Jose Mujica, yani Pepe, Uruguay siyaseti için çok önemli bir figür. Tabi bizden kilometrelerce uzak olan ve ilişkilerin pek de yoğun olmadığı Uruguay'ın tarihinde kilit bir isim olmak bizim merakımızı çalmak için yeterli olmazdı. Zaten uzun zamandır da birkaç siyaset meraklısı dışında da ülkemizde bilinen bir isim değildi Pepe.
Fakat son yıllarda işler değişti. Uruguay, Servet-i Fünun ekibinin Yeni Zelanda'sı gibi, muhaliflerin gözde ülkesi oldu. Pepe de özlenen ve aranan devlet başkanıydı. Zaten dünyanın en fakir başkanı olarak biliniyordu ve bu ona bir popülarite ve sempati getirdi. Ülkemize ziyarette de bulundu ve gazetelerin sayfalarında daha sık yer almaya başladı. Tüm bunların etkisiyle bir anda Putin, Merkel, Trump gibi isimlerden sonra ülkemizde en çok tanınan siyasetçilerden biri oldu. Fakat yine de Uruguay ve Pepe hakkında sınırlı bilgilerimiz olduğunu düşünüyorum. En azından benim için ve kendi çevremde öyle...
O yüzden hakkında bir belgesel izlemek faydalı bir girişim olacaktı. Emir Kusturica'nın Maradona belgeselini yıllar önce izlemiştim. Çok sevdiğim yönetmenin, çok sevdiğim futbolcuyla bir araya gelerek çektiği belgeselden çok fazla ümidim vardı. Fakat beklentilerimi karşılayamadığını çok net hatırlıyorum. Aradan yıllar geçip Pepe için ekran başıma oturduğumda bu sefer beklentilerim çok düşüktü. Bunun da sonucunu aldığımı düşünüyorum. Çok daha sağlam bir temele oturtulan, çok daha güçlü bir yapım olduğunu kabul ediyorum.

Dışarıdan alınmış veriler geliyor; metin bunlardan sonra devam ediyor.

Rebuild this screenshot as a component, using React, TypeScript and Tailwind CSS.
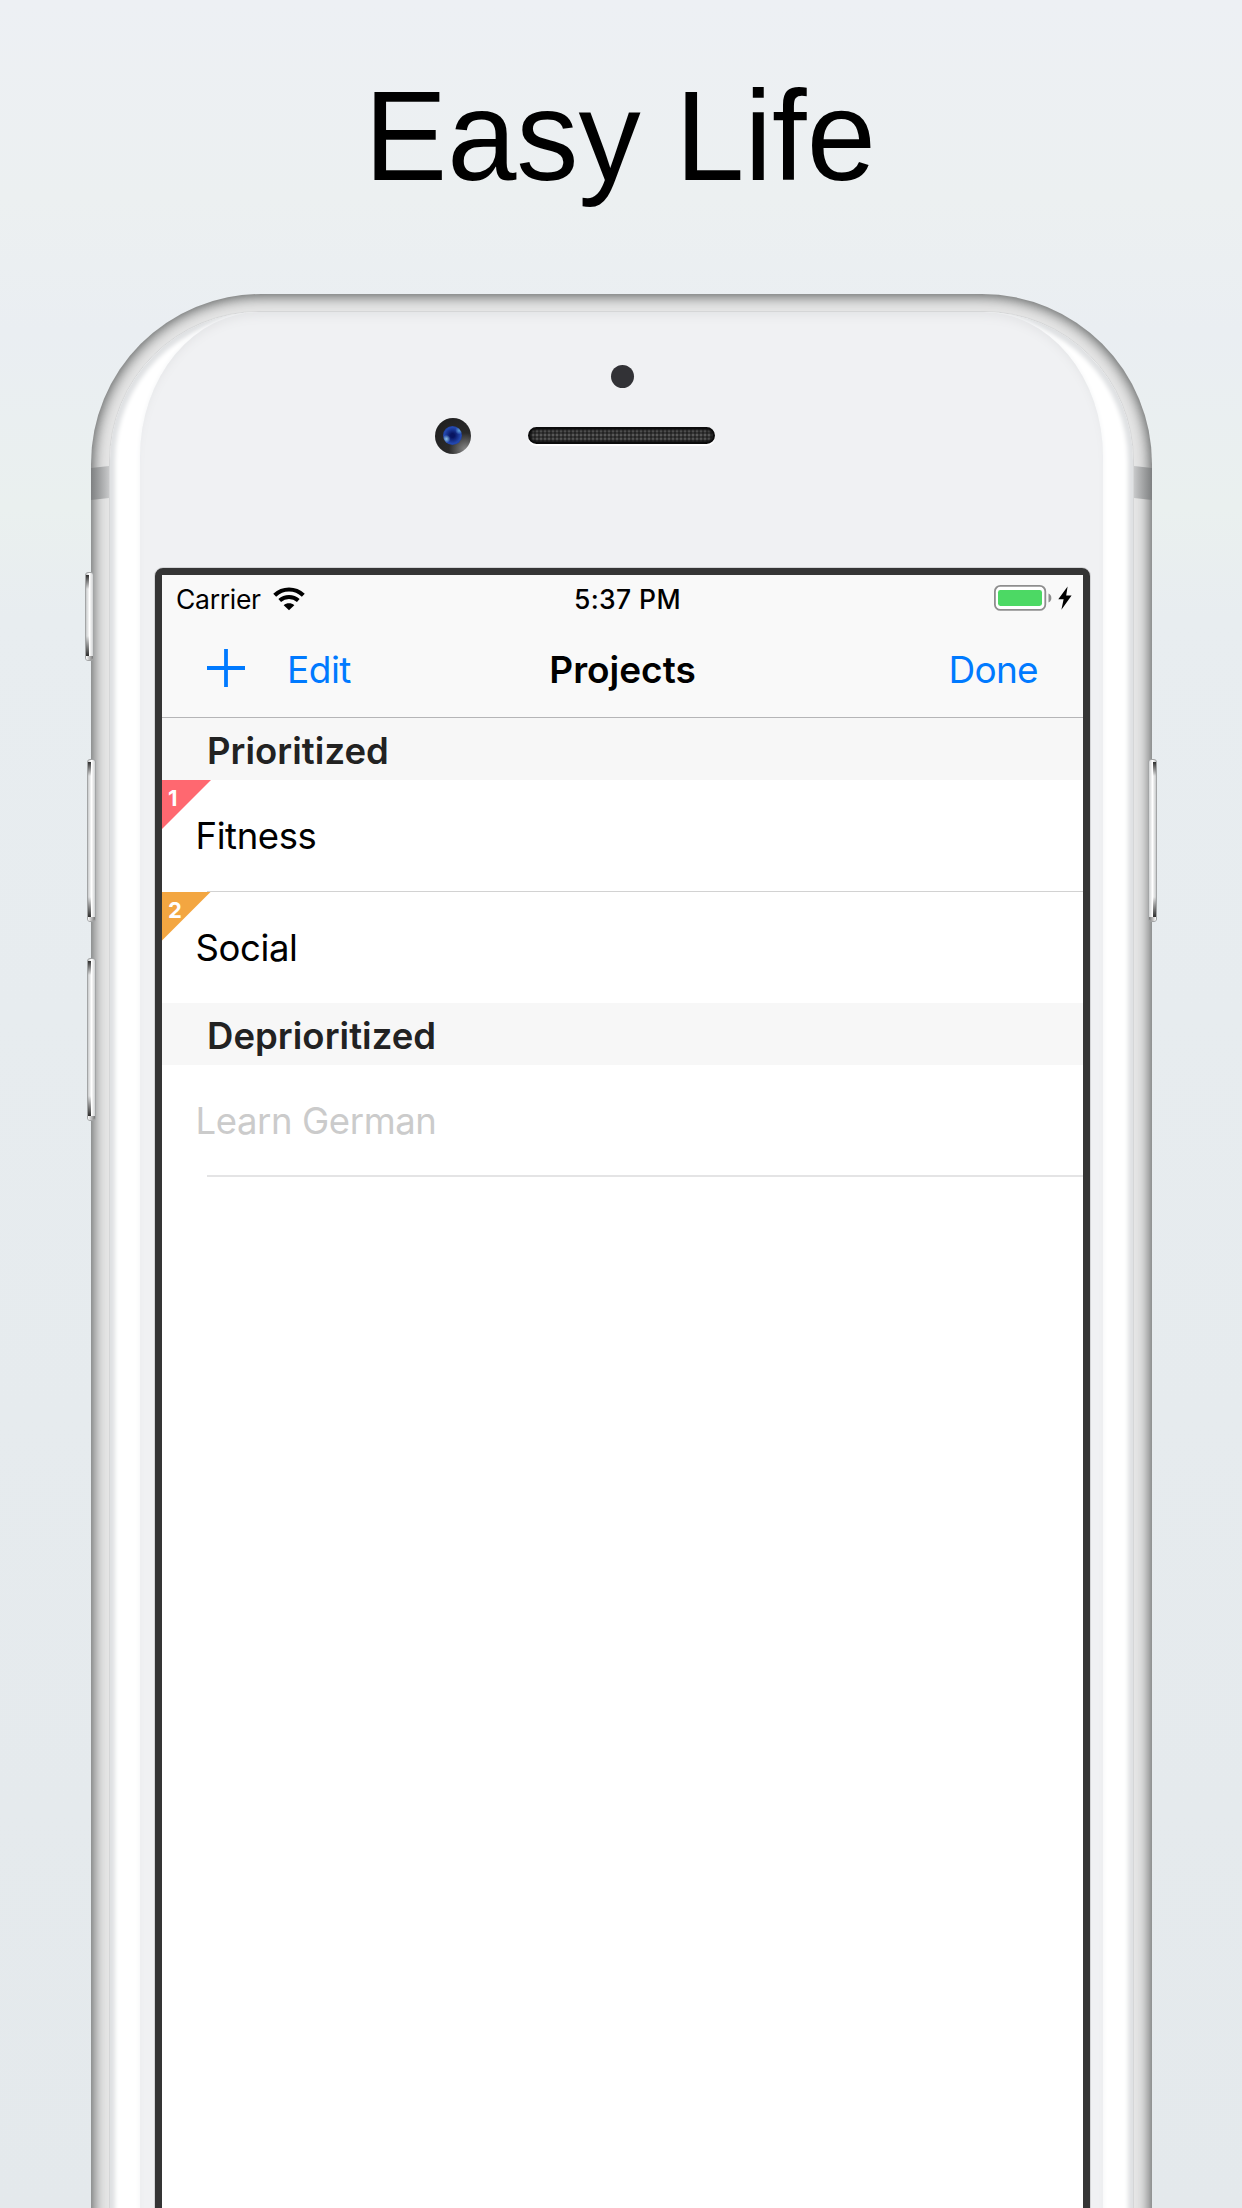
import React from "react";

function SideButton({ className }: { className: string }) {
  return (
    <div
      className={
        "absolute z-10 w-[9px] overflow-hidden rounded-[3px] border border-[#a3a5a6] bg-linear-to-r from-[#c9cbcc] via-white to-[#d0d2d3] " +
        className
      }
    >
      <div className="absolute top-[2px] left-0 h-[14px] w-[3px] bg-linear-to-b from-[#2e2e2e] to-transparent" />
      <div className="absolute bottom-[4px] left-0 h-[20px] w-[3px] bg-linear-to-t from-[#2e2e2e] to-transparent" />
      <div className="absolute bottom-0 h-[4px] w-full bg-linear-to-r from-white to-[#777]" />
    </div>
  );
}

function WifiIcon() {
  return (
    <svg width="32" height="24" viewBox="0 0 32 24" fill="none">
      <path d="M1.7 8.2C9.8 0.6 22.2 0.6 30.3 8.2" stroke="#000" strokeWidth="4.2" />
      <path d="M6.7 13.6C12 8.9 20 8.9 25.3 13.6" stroke="#000" strokeWidth="4" />
      <path d="M16 23.2L10.7 18.3C13.6 15.7 18.4 15.7 21.3 18.3Z" fill="#000" />
    </svg>
  );
}

function BatteryIcon() {
  return (
    <svg className="-mt-[2px]" width="79" height="26" viewBox="0 0 79 26">
      <rect x="0.9" y="0.9" width="50.4" height="24" rx="5.5" fill="#fff" stroke="#8e8e8e" strokeWidth="1.8" />
      <rect x="4" y="5" width="44" height="16" rx="2.4" fill="#4cd964" />
      <path d="M54.5 8.5C58.3 10 58.3 16 54.5 17.5Z" fill="#8e8e8e" />
      <path d="M73.6 1.5L64.3 14.3L69.6 14.3L67.4 24.8L77.6 10.6L72.2 10.6Z" fill="#000" />
    </svg>
  );
}

function SectionHeader({ title }: { title: string }) {
  return (
    <div className="h-[62px] bg-[#f7f7f7] pl-[45px] text-[36.5px] leading-[66px] font-semibold tracking-[0.05px] text-[#222]">
      {title}
    </div>
  );
}

function Row({ label, badge, color, last, muted }: { label: string; badge?: string; color?: string; last?: string; muted?: boolean }) {
  return (
    <div className="relative h-[111.5px] pl-[33.5px]">
      {badge && (
        <div
          className={
            "absolute top-0 left-0 h-[49px] w-[49px] pt-[5px] pl-[6px] text-[22px] leading-[26px] font-bold text-white [clip-path:polygon(0_0,100%_0,0_100%)] " +
            color
          }
        >
          {badge}
        </div>
      )}
      <span className={"text-[36.5px] leading-[113px] tracking-[-0.4px] " + (muted ? "text-[#cbcbcb]" : "text-black")}>
        {label}
      </span>
      <div className={last} />
    </div>
  );
}

function Screen() {
  return (
    <div className="flex h-full flex-col bg-white font-['Inter',sans-serif] whitespace-nowrap">
      <header className="h-[143px] border-b border-[#b5b5b7] bg-[#f9f9f9]">
        <div className="flex h-[48px] items-center justify-between pr-[10px] pl-[14px] text-[26.5px]">
          <div className="flex w-[300px] items-center gap-[12px]">
            <span className="pt-px tracking-[-0.3px]">Carrier</span>
            <WifiIcon />
          </div>
          <span className="ml-[6px] pt-[2px] font-medium tracking-[0.4px]">5:37 PM</span>
          <div className="flex w-[300px] justify-end">
            <BatteryIcon />
          </div>
        </div>
        <div className="flex h-[90px] items-center justify-between pr-[45px] pl-[45px] text-[37px] text-[#007aff]">
          <div className="flex w-[300px] items-center gap-[42px]">
            <svg width="38" height="38" viewBox="0 0 38 38">
              <path d="M19 0V38M0 19H38" stroke="#007aff" strokeWidth="3.8" />
            </svg>
            <span className="pt-[4px] tracking-[-0.5px]">Edit</span>
          </div>
          <span className="pt-[4px] font-semibold text-black">Projects</span>
          <span className="w-[300px] pt-[4px] text-right tracking-[-0.7px]">Done</span>
        </div>
      </header>
      <SectionHeader title="Prioritized" />
      <Row label="Fitness" badge="1" color="bg-[#ff6870]" last="absolute right-0 bottom-0 left-[45px] h-px bg-[#d2d2d2]" />
      <Row label="Social" badge="2" color="bg-[#f3a641]" />
      <SectionHeader title="Deprioritized" />
      <Row label="Learn German" muted last="absolute right-0 bottom-0 left-[45px] h-[2px] bg-[#e4e4e5]" />
    </div>
  );
}

export default function App() {
  return (
    <div className="h-[2208px] w-[1242px] overflow-hidden bg-[linear-gradient(180deg,#edf0f4_0%,#ecf0f1_9%,#eaeef2_15%,#eaf0ef_23%,#e8edf0_28%,#e4e9ec_100%)]">
      <h1 className="h-[294px] scale-x-[0.968] pt-[64px] pr-[2px] text-center font-['Liberation_Sans',Arial,sans-serif] text-[128.5px] leading-[144px] text-black">
        Easy Life
      </h1>

      <div className="relative ml-[91px] h-[1960px] w-[1061px]">
        <SideButton className="top-[278px] left-[-6px] h-[89px]" />
        <SideButton className="top-[465px] left-[-4px] h-[163px]" />
        <SideButton className="top-[664px] left-[-4px] h-[163px]" />
        <SideButton className="top-[465px] right-[-5px] h-[163px] -scale-x-100" />

        <div className="relative h-full overflow-hidden rounded-t-[170px] bg-[#e6e6e6] px-[18px] pt-[17px] shadow-[inset_0_0_14px_2px_rgba(60,64,64,0.85)]">
          <div className="absolute top-[173px] left-0 h-[32px] w-[18px] -skew-y-6 bg-linear-to-r from-[#7e8081] to-[#c8c9ca]" />
          <div className="absolute top-[173px] right-0 h-[32px] w-[18px] skew-y-6 bg-linear-to-l from-[#7e8081] to-[#c8c9ca]" />

          <div className="relative h-full overflow-hidden rounded-t-[150px] border border-[#d5d6d7] bg-white px-[30px] shadow-[inset_0_0_4px_5px_#dfe1e3]">
            <div className="flex h-full flex-col items-center rounded-t-[120px_145px] bg-[#f0f1f3] pl-[2px] shadow-[inset_0_8px_10px_-4px_#e3e4e6,0_0_4px_1px_#f6f7f8]">
              <div className="mt-[53px] h-[23px] w-[23px] rounded-full bg-[#323236]" />
              <div className="mt-[29.5px] flex w-full items-center">
                <div className="ml-[292.5px] flex h-[36px] w-[36px] items-center justify-center rounded-full bg-[radial-gradient(circle_at_85%_88%,#8a8a8a_0%,#2a2a2a_38%,#1d1d1d_100%)]">
                  <div className="h-[19px] w-[19px] rounded-full bg-[radial-gradient(circle_at_18%_68%,#8fc4e6_0%,transparent_20%),radial-gradient(circle_at_85%_24%,#5f9fd8_0%,transparent_18%),radial-gradient(circle,#081560_15%,#2348b0_60%,#1f3478_100%)]" />
                </div>
                <div className="ml-[57px] h-[17px] w-[187px] rounded-full border-2 border-[#0c0c0c] bg-[#585858] bg-[repeating-linear-gradient(90deg,rgba(20,20,20,0.5)_0_2px,transparent_2px_4px),repeating-linear-gradient(0deg,rgba(20,20,20,0.5)_0_2px,transparent_2px_4px)] shadow-[inset_0_0_3px_1px_#111,0_2px_1px_#fff]" />
              </div>

              <div className="mt-[114.5px] h-[1660px] w-[935px] shrink-0 rounded-t-[8px] border-[7px] border-[#353535] shadow-[0_0_0_1px_#d4d5d7]">
                <Screen />
              </div>
            </div>
          </div>
        </div>
      </div>
    </div>
  );
}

Aslında, tıpkı Maradona'da olduğu gibi burada da alışılmış bir belgesel kurgusu yok. Yani Maradona'nın veya Pepe'nin hayatına uzun uzun bakmıyoruz. Biyografik bilgilerin üzerinden tekrar geçmiyoruz. Oraları çok hızlıca hatırlıyoruz zaten. Devamında bir röportaj hali söz konusu. Fakat bu röportaj için de bir stüdyoya girmiyoruz. Maradona'da da aynısı vardı. Sokaklar geziyorduk ama burada çok daha belirgin ve somut bir şekilde bu tarz hissediliyor. Zira Pepe ile gezdiğimiz sokaklar, sıradan sokaklar değil. Onun siyaseti ve fikirleri sonucu ruh kazanan sokaklar. Biz o sokaklarda ve mekanlarda gezerken bir yandan da Pepe'nin çay içtiği, bahçe ile uğraştığı ve tango hakkında konuştuğu gündelik hayatına giriyoruz. Çok sevdiği eşi ile beraber yaşadığı (yaşamış olduğu değil, şu an yaşadığı) hayatı görüyoruz. İcraatları güçlü bir şekilde var olmaya devam eden bir siyasetçinin mütevazı hayatını aynı kareye sığdırıyor Kusturica. Maradona, kesinlikle Pepe'den daha renkli ve ilginç bir figürdü ama bu tarza Pepe çok daha uygundu.
Tabi bir siyasetçi ile futbolcu arasında da fark var. Pepe'nin yaptıkları veya mirası canlı kanlı Uruguay'da var olmaya devam ediyor. Bir yandan Pepe'nin hayatını, yaşadıkları ve hissettiklerini öğrenirken, dinlerken; bir yandan da onun Uruguay'da yaptıklarının etkilerini görüyoruz. Maradona'nın böyle bir şansı yok. Ne yapacak; gidip Napoli'de kazandığı şampiyonluğu tekrar gösteremez ya...
Doğru isimle doğru uyum yakalanıyor. Üstelik bu uyumun farkında olan yönetmen zamanı da sömürmeye kalkmıyor. 70 dakika civarına sığdırıyor her şeyi. Kısa ama gerçekten öz bir iş. Pepe'yi anlatmak için en uygun formül zaten.